The English Department is pleased to welcome new faculty to campus this fall:
Michelle Karnes
Associate Professor of English
PhD from: University of Pennsylvania
Joins us from: Stanford University, where she was Associate Professor
Specialties: Late medieval literature, philosophy, and religion
Teaching: ENGL 30110, British Literature I, and ENGL 40299, Medieval Visions; has also taught Chaucer, medieval mysticism, medievalism, medieval romance, world literature, Bible as literature, Dante and Aristotle
Michelle Karnes studies late medieval literature in its intellectual context. She investigates medieval theories about how literature affects us—how it engages us, confuses us, or amazes us—by looking at medieval literature and philosophy in tandem. Her first book, Imagination, Meditation, and Cognition in the Middle Ages (University of Chicago Press, 2011), explores the role of imagination in medieval religious meditations and theories of cognition. Her current project studies marvels in medieval romance and philosophy.
Ernest Morrell
Professor of English
Coyle Professor in Literacy Education
Director, Notre Dame Center for Literacy
PhD from: University of California, Berkeley
Joins us from: Teachers College, Columbia University, where he was Macy Professor of English Education
Specialties: English Education, the African Diaspora, Media and Popular Culture, Literacy and Freedom, Postcolonial Studies, Literature for Children
Teaches: The Teaching of English, Literature for Children, Youth Popular Culture, Introduction to Post-colonialism, African Diaspora
Ernest Morrell has written more than 80 articles and book chapters and authored 8 books including New Directions in Teaching English, Doing Youth Participatory Research, The Art of Critical Pedagogy, Critical Literacy and Urban Youth, and Critical Media Pedagogy: Teaching for Achievement in City Schools, which was awarded Outstanding Academic Title for 2014 by Choice Magazine of the American Library Association.

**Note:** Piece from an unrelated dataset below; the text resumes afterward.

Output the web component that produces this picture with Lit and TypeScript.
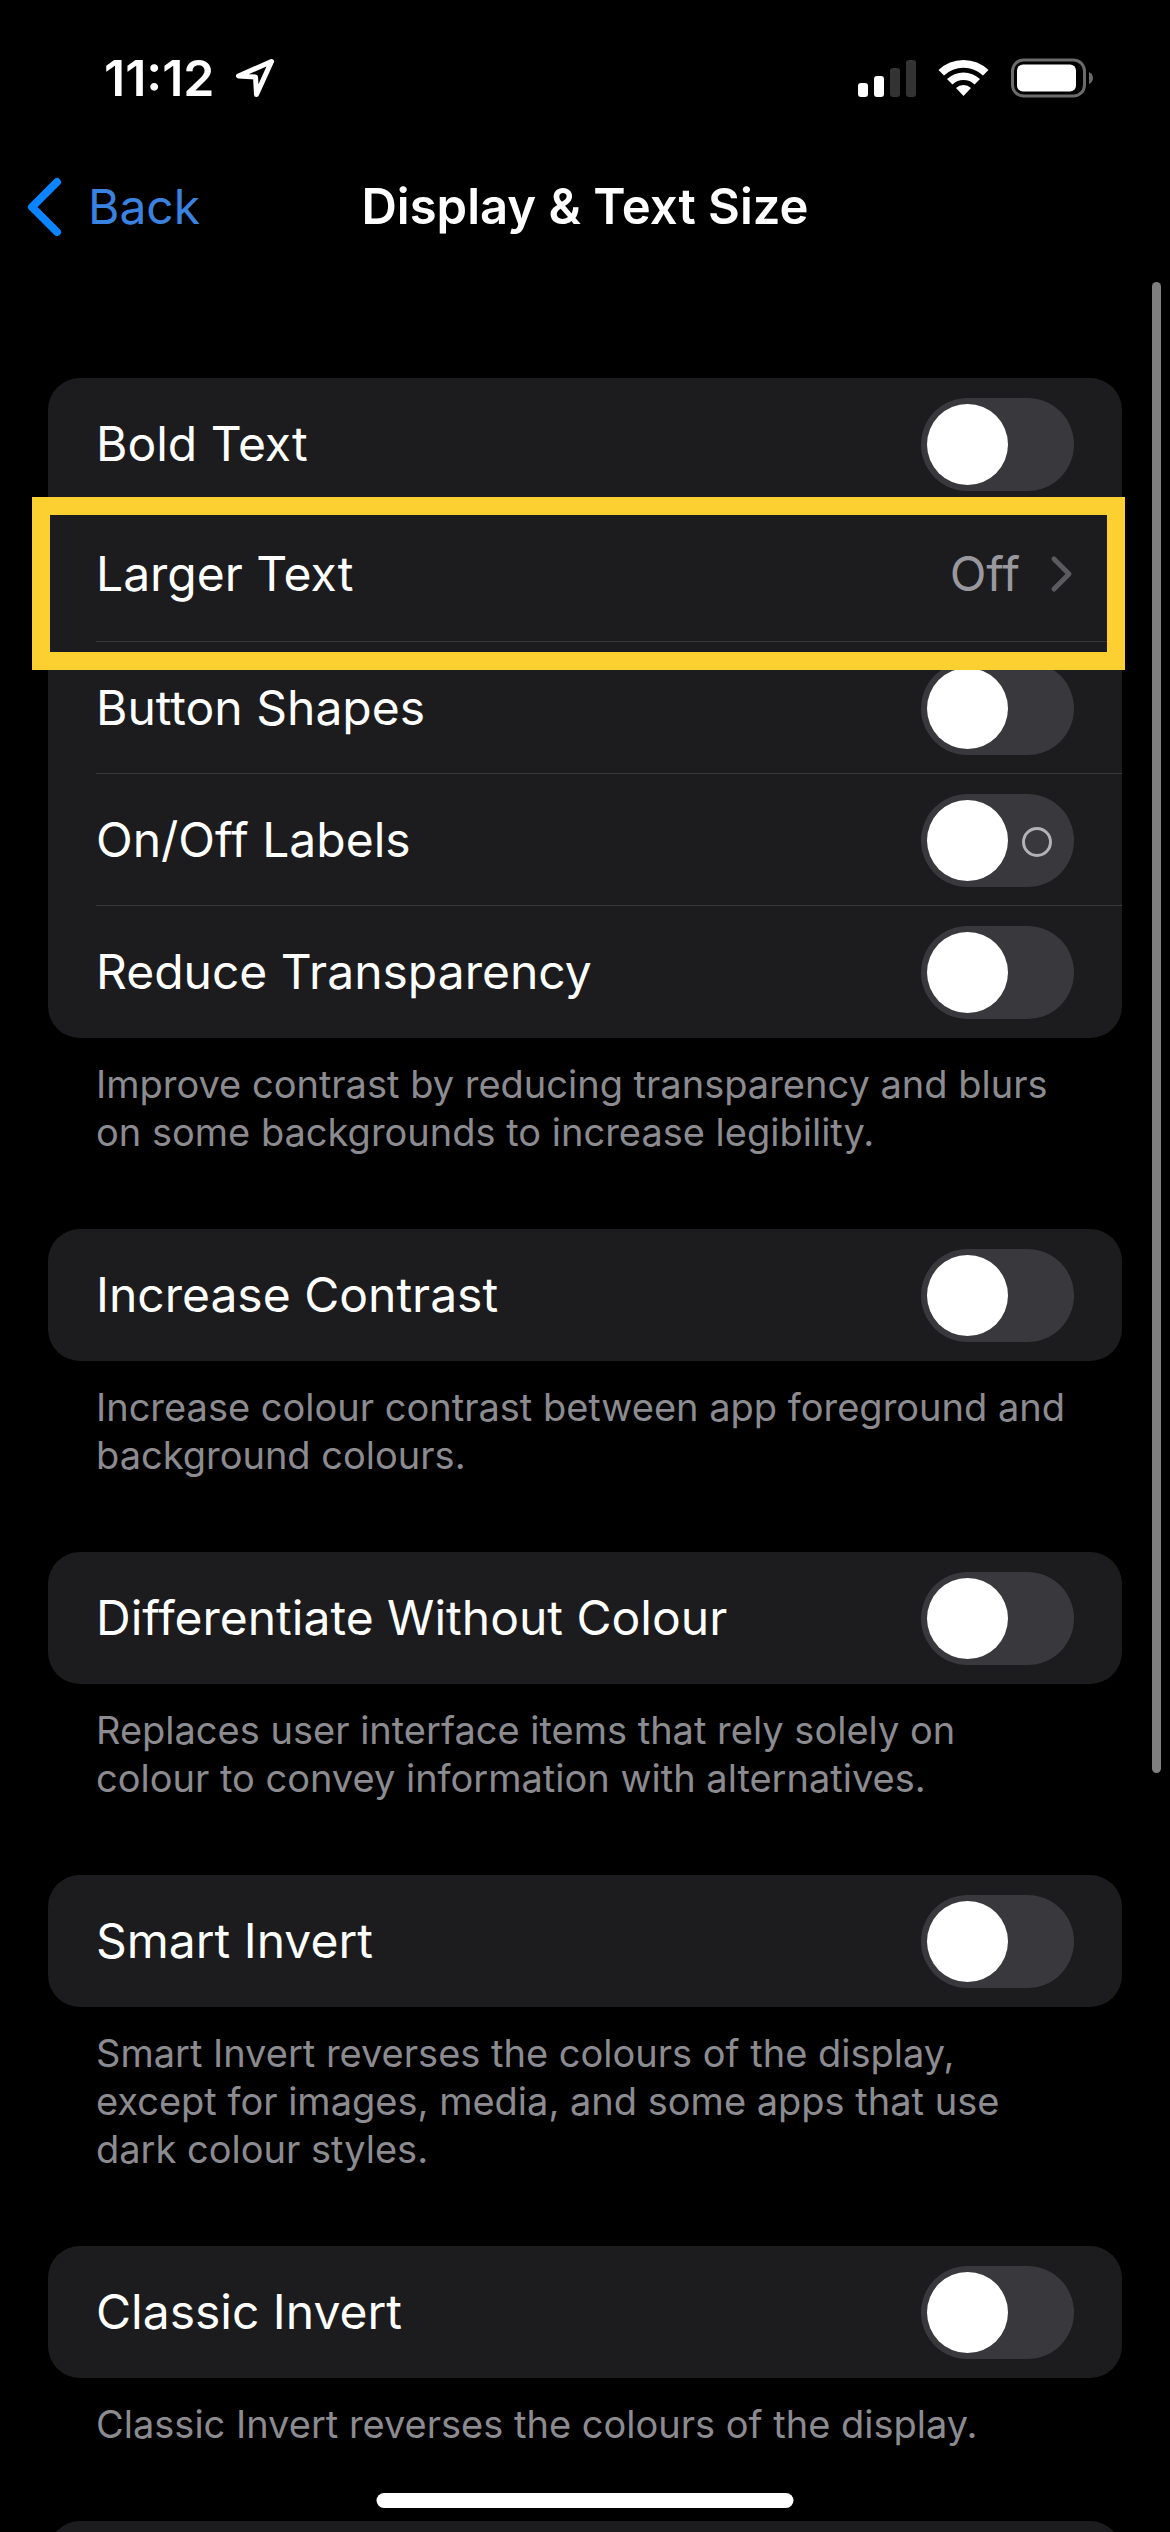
import { LitElement, html, css, svg, nothing } from "lit";
import { customElement, property, state } from "lit/decorators.js";

interface Setting {
  id: string;
  label: string;
  kind: "switch" | "link";
  value?: string;
  showOffMark?: boolean;
  highlighted?: boolean;
}

interface Group {
  settings: Setting[];
  note?: string;
}

const GROUPS: Group[] = [
  {
    settings: [
      { id: "bold-text", label: "Bold Text", kind: "switch" },
      { id: "larger-text", label: "Larger Text", kind: "link", value: "Off", highlighted: true },
      { id: "button-shapes", label: "Button Shapes", kind: "switch" },
      { id: "on-off-labels", label: "On/Off Labels", kind: "switch", showOffMark: true },
      { id: "reduce-transparency", label: "Reduce Transparency", kind: "switch" },
    ],
    note: "Improve contrast by reducing transparency and blurs on some backgrounds to increase legibility.",
  },
  {
    settings: [{ id: "increase-contrast", label: "Increase Contrast", kind: "switch" }],
    note: "Increase colour contrast between app foreground and background colours.",
  },
  {
    settings: [{ id: "differentiate", label: "Differentiate Without Colour", kind: "switch" }],
    note: "Replaces user interface items that rely solely on colour to convey information with alternatives.",
  },
  {
    settings: [{ id: "smart-invert", label: "Smart Invert", kind: "switch" }],
    note: "Smart Invert reverses the colours of the display, except for images, media, and some apps that use dark colour styles.",
  },
  {
    settings: [{ id: "classic-invert", label: "Classic Invert", kind: "switch" }],
    note: "Classic Invert reverses the colours of the display.",
  },
  { settings: [] },
];

@customElement("status-bar")
export class StatusBar extends LitElement {
  static styles = css`
    :host {
      display: block;
    }
    .bar {
      box-sizing: border-box;
      display: flex;
      align-items: center;
      justify-content: space-between;
      height: 141px;
      padding: 15px 76px 0 104px;
      color: #fff;
    }
    .clock {
      display: flex;
      align-items: center;
      gap: 20px;
      font-size: 50px;
      font-weight: 600;
      line-height: 60px;
    }
    .indicators {
      display: flex;
      align-items: center;
      gap: 22px;
    }
    svg {
      display: block;
      flex: none;
    }
  `;

  render() {
    const bars = [
      { x: 0, h: 14, on: true },
      { x: 16, h: 21, on: true },
      { x: 32, h: 29, on: false },
      { x: 48, h: 37, on: false },
    ];
    return html`
      <div class="bar">
        <div class="clock">
          <time>11:12</time>
          <svg width="40" height="40" viewBox="0 0 40 40" aria-hidden="true">
            <path
              d="M36.5 3.5 L3.5 18 L20.5 19 L21.5 36.5 Z"
              fill="none"
              stroke="#fff"
              stroke-width="5"
              stroke-linejoin="round"
            />
          </svg>
        </div>
        <div class="indicators">
          <svg width="58" height="38" viewBox="0 0 58 38" aria-hidden="true">
            ${bars.map(
              (b) =>
                svg`<rect x=${b.x} y=${38 - b.h} width="10" height=${b.h} rx="3" fill=${b.on ? "#fff" : "#333"} />`,
            )}
          </svg>
          <svg width="51" height="38" viewBox="0 0 51 38" aria-hidden="true">
            <path d="M0.5 11 A36 36 0 0 1 50.5 11 L45 16.5 A28.5 28.5 0 0 0 6 16.5 Z" fill="#fff" />
            <path d="M9 20 A24 24 0 0 1 42 20 L36.5 25.5 A16 16 0 0 0 14.5 25.5 Z" fill="#fff" />
            <path d="M18 29 A11 11 0 0 1 33 29 L25.5 37 Z" fill="#fff" />
          </svg>
          <svg width="83" height="40" viewBox="0 0 83 40" aria-hidden="true">
            <rect x="1.5" y="2" width="72" height="36" rx="11" fill="none" stroke="#6b6b6b" stroke-width="3" />
            <rect x="6" y="6.5" width="59" height="27" rx="6" fill="#fff" />
            <path d="M78 14 Q82 16 82 20 Q82 24 78 26 Z" fill="#6b6b6b" />
          </svg>
        </div>
      </div>
    `;
  }
}

@customElement("setting-row")
export class SettingRow extends LitElement {
  @property({ attribute: false }) setting!: Setting;
  @state() private on = false;

  static styles = css`
    :host {
      display: block;
    }
    .row {
      position: relative;
      padding-left: 48px;
      min-height: 132px;
    }
    .content {
      box-sizing: border-box;
      display: flex;
      align-items: center;
      gap: 28px;
      min-height: 132px;
      padding-right: 48px;
      color: #fff;
      font-size: 48px;
      line-height: 60px;
      text-decoration: none;
    }
    :host(:not(:last-child)) .content {
      box-shadow: inset 0 -1px #38383a;
    }
    .link {
      padding-bottom: 4px;
    }
    .label {
      flex: 1;
    }
    .value {
      color: #98989e;
    }
    .switch {
      position: relative;
      display: block;
      flex: none;
      width: 153px;
      height: 93px;
    }
    .switch input {
      appearance: none;
      display: flex;
      box-sizing: border-box;
      width: 100%;
      height: 100%;
      margin: 0;
      padding: 6px;
      border-radius: 47px;
      background: #39393d;
    }
    .switch input::before {
      content: "";
      width: 81px;
      height: 81px;
      border-radius: 50%;
      background: #fff;
    }
    .switch input:checked {
      justify-content: flex-end;
      background: #30d158;
    }
    .off-mark {
      position: absolute;
      top: 33px;
      right: 22px;
      box-sizing: border-box;
      width: 30px;
      height: 30px;
      border: 3px solid #b3b3b6;
      border-radius: 50%;
    }
    .highlight {
      position: absolute;
      z-index: 2;
      inset: -13px -3px -28px -16px;
      border: 18px solid #fdd031;
      pointer-events: none;
    }
    svg {
      display: block;
      flex: none;
    }
  `;

  private toggle(e: Event) {
    this.on = (e.target as HTMLInputElement).checked;
  }

  render() {
    const s = this.setting;
    return html`
      <div class="row">
        ${s.kind === "link"
          ? html`
              <a class="content link" href="#${s.id}">
                <span class="label">${s.label}</span>
                <span class="value">${s.value}</span>
                <svg width="26" height="38" viewBox="0 0 26 38" aria-hidden="true">
                  <path
                    d="M6 4 L21 19 L6 34"
                    fill="none"
                    stroke="#5b5b5f"
                    stroke-width="5"
                    stroke-linecap="round"
                    stroke-linejoin="round"
                  />
                </svg>
              </a>
            `
          : html`
              <label class="content" for=${s.id}>
                <span class="label">${s.label}</span>
                <span class="switch">
                  <input id=${s.id} type="checkbox" role="switch" .checked=${this.on} @change=${this.toggle} />
                  ${s.showOffMark && !this.on ? html`<span class="off-mark"></span>` : nothing}
                </span>
              </label>
            `}
        ${s.highlighted ? html`<div class="highlight"></div>` : nothing}
      </div>
    `;
  }
}

@customElement("app-root")
export class AppRoot extends LitElement {
  static styles = css`
    :host {
      display: block;
      font-family: Inter, "Liberation Sans", sans-serif;
      background: #000;
    }
    .screen {
      position: relative;
      display: flex;
      flex-direction: column;
      height: 100vh;
      overflow: hidden;
      background: #000;
    }
    .nav {
      display: grid;
      grid-template-columns: 1fr auto 1fr;
      align-items: center;
      min-height: 132px;
      padding: 0 26px;
      font-size: 48px;
      line-height: 60px;
    }
    .back {
      display: flex;
      align-items: center;
      justify-self: start;
      gap: 24px;
      color: #3a82e0;
      text-decoration: none;
    }
    .title {
      margin: 0;
      color: #fff;
      font-size: 49px;
      font-weight: 600;
    }
    .body {
      position: relative;
      flex: 1;
      min-height: 0;
    }
    .list {
      box-sizing: border-box;
      height: 100%;
      padding: 105px 48px 0;
      overflow-y: auto;
      scrollbar-width: none;
    }
    .card {
      min-height: 132px;
      border-radius: 32px;
      background: #1c1c1e;
    }
    .note {
      margin: 0;
      padding: 22px 48px 73px;
      color: #8b8b90;
      font-size: 38px;
      line-height: 48px;
    }
    .thumb {
      position: absolute;
      top: 9px;
      right: 9px;
      width: 9px;
      height: 66%;
      border-radius: 5px;
      background: #7f7f7f;
    }
    .home {
      position: absolute;
      left: 50%;
      bottom: 24px;
      width: 417px;
      height: 15px;
      border-radius: 8px;
      background: #fff;
      transform: translateX(-50%);
    }
    svg {
      display: block;
      flex: none;
    }
  `;

  render() {
    return html`
      <div class="screen">
        <status-bar></status-bar>
        <header class="nav">
          <a class="back" href="#accessibility">
            <svg width="38" height="60" viewBox="0 0 38 60" aria-hidden="true">
              <path
                d="M31 5 L6 30 L31 55"
                fill="none"
                stroke="#0a84ff"
                stroke-width="8"
                stroke-linecap="round"
                stroke-linejoin="round"
              />
            </svg>
            <span>Back</span>
          </a>
          <h1 class="title">Display &amp; Text Size</h1>
        </header>
        <main class="body">
          <div class="list">
            ${GROUPS.map(
              (g) => html`
                <section>
                  <div class="card">${g.settings.map((s) => html`<setting-row .setting=${s}></setting-row>`)}</div>
                  ${g.note ? html`<p class="note">${g.note}</p>` : nothing}
                </section>
              `,
            )}
          </div>
          <div class="thumb"></div>
        </main>
        <div class="home"></div>
      </div>
    `;
  }
}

He is also an elected member of the AERA Council, elected Fellow of the American Educational Research Association, a past president of the National Council of Teachers of English, an appointed member of the International Literacy Association’s Research Panel, and convener of the African Diaspora International Research Network. For more about Ernest's work see this article.
Sarah Quesada
Assistant Professor of English
Faculty Affiliate, Institute for Latino Studies
PhD from: Stanford University
Joins us from: The University of Illinois, Urbana-Champaign, where she was a Postdoctoral Associate
Specialties: Latina/o Literature, Transnational Literature, Hispanic Caribbean and Afro-Latina/o Literature, African Diaspora Studies
Teaching: ENGL 13186-13, The Extraordinary Americas: “Magic” and Reality in 20th- and 21st-century Latina/o and Latin American Literature
Sarah Margarita Quesada’s research and teaching interests include 20th- and 21st-century Latina/o, Chicana/o, and Caribbean Latin American literatures. Her main focus is on the constructions of race, gender, sexuality, and spiritual formation of the Latino/a African Diaspora in literature, especially in relation to West African heritage. She examines the links between West African spaces of memory and Latino/a storytelling.
Francisco Robles
Assistant Professor of English
Faculty Affiliate, Institute for Latino Studies
PhD from: Princeton University
Joins us from: Connecticut College, where he was Visiting Assistant Professor
Specialties: Chicanx Literature, African American Literature, Multiethnic American Literature, Postcolonial Literature
Teaching: ENGL 13186-12, On the Move: Migration in American Literature; ENGL 40828, American Migrant Communities; has also taught Race and Literary Criticism, Black Genre Fiction, Chicano/a/x Literature, Toni Morrison, American Jewish Writers, Graphic Novels and Comics, Modern Evil
Francisco E. Robles teaches and researches in American Literatures of the twentieth century, and he focuses in particular on Chicanx Literature, African American Literature, and Multiethnic American Literature more broadly. He also works on contemporary literature and culture, literature and ethics, LGBTQ* Literature, Postcolonial Literature, and Southwestern US Literature. Dr. Robles’s current book project, Migrant Modes: Aesthetics on the Move in the Long Popular Front, examines literary and musical representations of migrants in the United States.
Mark Sanders
Professor of English and Africana Studies
PhD from: Brown University
Joins us from: Emory University, where he was Professor of English and African American Studies
Specialties: African-American literature of the 20th century and Afro-Latino literature and culture
Teaching: ENGL 13186-14, The Black First Person (USem), ENGL 40823, Early African American Prose
Mark A. Sanders specializes in early twentieth-century American and African American literature and culture, more specifically, the connections between “mainstream” American modernism and the Harlem Renaissance. His research interests also include American and African American poetics, race theory, the African American novel, African American autobiography, and Afro-Cuban and Afro-Latino literature and culture. Professor Sanders teaches undergraduate and graduate courses on nineteenth, twentieth, and twenty-first century African American literature and culture, exploring issues of racial and cultural identity, citizenship, and freedom.